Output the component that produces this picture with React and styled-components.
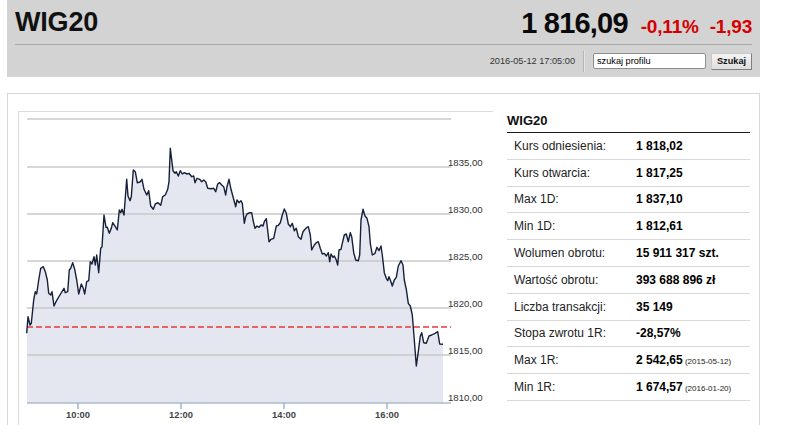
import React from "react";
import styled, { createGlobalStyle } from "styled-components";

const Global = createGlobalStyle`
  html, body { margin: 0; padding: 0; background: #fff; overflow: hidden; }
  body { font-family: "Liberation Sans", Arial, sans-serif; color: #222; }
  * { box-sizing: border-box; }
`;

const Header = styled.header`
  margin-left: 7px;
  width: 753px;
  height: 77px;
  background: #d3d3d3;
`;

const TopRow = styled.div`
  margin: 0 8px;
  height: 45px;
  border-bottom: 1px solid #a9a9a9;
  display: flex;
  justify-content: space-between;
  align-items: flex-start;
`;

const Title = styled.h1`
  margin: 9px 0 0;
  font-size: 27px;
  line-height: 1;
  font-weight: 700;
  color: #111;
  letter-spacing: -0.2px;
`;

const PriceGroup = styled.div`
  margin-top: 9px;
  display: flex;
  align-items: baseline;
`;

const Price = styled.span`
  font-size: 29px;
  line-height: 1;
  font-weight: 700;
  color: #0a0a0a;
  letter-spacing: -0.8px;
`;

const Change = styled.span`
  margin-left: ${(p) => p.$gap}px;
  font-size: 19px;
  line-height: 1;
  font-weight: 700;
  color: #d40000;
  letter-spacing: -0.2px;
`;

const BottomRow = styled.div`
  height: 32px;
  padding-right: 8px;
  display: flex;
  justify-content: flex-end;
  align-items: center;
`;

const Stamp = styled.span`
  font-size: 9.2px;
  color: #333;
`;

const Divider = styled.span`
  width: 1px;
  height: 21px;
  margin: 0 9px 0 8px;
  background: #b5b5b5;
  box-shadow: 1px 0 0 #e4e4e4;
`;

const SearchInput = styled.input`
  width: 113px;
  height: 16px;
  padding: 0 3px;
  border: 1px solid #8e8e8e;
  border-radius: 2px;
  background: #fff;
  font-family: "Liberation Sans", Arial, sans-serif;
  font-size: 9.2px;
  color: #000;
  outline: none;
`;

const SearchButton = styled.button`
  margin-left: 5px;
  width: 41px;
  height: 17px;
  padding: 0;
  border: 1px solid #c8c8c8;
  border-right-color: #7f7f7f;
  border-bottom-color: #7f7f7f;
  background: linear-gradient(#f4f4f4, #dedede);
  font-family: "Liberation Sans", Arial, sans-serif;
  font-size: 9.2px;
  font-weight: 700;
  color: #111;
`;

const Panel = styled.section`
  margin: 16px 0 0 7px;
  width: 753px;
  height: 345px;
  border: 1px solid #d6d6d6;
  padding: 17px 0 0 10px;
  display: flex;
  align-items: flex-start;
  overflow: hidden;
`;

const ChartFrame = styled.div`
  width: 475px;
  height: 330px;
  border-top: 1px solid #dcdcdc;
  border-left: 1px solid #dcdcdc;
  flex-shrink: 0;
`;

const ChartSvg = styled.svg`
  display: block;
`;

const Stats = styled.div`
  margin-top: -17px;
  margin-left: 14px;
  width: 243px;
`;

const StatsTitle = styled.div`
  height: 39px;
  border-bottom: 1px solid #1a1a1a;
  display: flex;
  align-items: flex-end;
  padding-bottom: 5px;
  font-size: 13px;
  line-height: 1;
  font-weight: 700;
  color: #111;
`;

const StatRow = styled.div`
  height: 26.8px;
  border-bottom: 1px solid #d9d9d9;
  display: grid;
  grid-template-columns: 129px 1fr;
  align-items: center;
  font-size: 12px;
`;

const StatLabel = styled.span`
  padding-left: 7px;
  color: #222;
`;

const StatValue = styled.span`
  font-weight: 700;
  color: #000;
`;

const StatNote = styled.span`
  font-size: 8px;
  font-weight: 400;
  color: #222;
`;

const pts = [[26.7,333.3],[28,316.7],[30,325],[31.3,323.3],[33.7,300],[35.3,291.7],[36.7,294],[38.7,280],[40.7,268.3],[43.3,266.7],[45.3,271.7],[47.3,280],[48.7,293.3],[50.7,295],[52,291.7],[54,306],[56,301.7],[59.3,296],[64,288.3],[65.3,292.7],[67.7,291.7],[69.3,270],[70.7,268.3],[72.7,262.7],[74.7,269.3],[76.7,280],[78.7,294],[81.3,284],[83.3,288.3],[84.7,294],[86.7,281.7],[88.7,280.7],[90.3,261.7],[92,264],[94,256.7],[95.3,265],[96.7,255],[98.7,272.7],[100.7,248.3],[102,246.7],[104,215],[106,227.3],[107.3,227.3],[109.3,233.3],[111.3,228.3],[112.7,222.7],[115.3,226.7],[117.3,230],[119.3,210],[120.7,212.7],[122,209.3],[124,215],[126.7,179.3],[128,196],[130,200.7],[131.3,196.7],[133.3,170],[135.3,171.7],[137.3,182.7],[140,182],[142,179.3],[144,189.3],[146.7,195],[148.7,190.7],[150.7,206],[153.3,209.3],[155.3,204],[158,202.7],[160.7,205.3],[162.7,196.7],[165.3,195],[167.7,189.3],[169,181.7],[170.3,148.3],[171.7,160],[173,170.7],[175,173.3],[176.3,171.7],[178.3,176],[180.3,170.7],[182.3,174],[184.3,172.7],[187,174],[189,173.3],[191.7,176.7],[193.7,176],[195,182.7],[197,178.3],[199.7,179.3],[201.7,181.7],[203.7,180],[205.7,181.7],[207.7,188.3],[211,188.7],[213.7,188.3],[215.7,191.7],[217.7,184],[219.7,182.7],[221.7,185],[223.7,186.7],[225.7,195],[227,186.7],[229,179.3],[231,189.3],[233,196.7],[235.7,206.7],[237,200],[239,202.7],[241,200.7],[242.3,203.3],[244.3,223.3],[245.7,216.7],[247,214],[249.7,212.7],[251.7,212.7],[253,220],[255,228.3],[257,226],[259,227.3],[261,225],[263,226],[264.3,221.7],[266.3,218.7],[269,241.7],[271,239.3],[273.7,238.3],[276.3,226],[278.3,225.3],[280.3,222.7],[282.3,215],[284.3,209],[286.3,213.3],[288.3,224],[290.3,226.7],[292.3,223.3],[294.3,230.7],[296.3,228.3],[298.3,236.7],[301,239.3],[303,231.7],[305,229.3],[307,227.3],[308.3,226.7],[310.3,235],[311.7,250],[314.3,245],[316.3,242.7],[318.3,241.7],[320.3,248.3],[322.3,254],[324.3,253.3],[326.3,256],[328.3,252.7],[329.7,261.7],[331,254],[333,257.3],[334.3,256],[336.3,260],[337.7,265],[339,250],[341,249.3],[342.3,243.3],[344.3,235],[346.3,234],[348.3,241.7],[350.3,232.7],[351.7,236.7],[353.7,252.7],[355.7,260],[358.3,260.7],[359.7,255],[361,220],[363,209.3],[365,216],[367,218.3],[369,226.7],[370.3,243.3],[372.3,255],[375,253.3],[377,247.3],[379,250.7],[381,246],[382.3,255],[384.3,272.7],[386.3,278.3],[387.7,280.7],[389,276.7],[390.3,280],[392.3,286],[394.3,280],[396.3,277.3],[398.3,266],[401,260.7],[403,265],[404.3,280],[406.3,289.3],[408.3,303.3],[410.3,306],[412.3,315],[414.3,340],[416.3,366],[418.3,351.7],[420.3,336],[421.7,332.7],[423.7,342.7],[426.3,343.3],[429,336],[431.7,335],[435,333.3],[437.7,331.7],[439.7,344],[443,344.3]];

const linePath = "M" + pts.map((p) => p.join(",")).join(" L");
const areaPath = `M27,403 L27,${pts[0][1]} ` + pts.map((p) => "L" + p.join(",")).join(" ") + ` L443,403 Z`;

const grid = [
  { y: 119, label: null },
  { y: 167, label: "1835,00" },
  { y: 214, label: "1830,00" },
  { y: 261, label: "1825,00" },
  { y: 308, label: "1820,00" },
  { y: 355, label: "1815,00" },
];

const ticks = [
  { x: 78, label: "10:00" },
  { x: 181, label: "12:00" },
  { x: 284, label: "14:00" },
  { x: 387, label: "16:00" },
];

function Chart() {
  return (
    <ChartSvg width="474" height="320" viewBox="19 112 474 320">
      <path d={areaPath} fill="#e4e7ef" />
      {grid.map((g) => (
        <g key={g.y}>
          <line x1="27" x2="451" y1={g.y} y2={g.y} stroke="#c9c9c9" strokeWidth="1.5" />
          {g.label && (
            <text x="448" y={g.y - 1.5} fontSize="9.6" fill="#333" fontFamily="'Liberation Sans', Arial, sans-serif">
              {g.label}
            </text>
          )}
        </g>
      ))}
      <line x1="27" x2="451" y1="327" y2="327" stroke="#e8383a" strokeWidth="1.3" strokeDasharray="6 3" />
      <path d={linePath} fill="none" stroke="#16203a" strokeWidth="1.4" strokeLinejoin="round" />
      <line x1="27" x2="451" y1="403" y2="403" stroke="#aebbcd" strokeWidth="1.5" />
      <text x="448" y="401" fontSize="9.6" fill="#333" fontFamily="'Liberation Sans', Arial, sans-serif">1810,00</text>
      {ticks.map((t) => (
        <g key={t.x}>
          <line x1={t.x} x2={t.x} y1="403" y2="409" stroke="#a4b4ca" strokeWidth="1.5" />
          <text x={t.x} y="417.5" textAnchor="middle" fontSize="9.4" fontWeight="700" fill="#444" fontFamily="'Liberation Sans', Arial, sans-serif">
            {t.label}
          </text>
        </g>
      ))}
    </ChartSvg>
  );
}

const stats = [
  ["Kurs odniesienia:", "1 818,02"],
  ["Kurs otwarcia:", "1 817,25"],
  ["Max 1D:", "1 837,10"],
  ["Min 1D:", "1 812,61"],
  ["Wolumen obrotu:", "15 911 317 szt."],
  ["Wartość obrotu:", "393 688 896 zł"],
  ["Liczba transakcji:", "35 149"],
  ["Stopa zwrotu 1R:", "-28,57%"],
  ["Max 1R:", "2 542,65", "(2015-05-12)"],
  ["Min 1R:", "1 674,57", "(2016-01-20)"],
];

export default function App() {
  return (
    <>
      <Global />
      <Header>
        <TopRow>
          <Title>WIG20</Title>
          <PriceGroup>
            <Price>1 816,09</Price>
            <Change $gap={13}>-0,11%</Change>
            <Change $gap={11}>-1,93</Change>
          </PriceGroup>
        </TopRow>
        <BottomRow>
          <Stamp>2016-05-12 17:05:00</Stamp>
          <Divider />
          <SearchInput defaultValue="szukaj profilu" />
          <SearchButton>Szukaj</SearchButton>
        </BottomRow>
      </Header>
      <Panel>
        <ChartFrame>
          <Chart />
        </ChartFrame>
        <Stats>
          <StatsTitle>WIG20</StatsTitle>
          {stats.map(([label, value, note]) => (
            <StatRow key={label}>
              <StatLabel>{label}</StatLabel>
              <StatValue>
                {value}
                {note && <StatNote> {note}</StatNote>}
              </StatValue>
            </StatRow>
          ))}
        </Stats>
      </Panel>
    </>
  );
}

= = = = = = =

* [What is being asked]: Check every line for "components" and show the ones that have it.

* [Solution for this exercise]:
Output the component that produces this picture with React and styled-components.
import styled, { createGlobalStyle } from "styled-components";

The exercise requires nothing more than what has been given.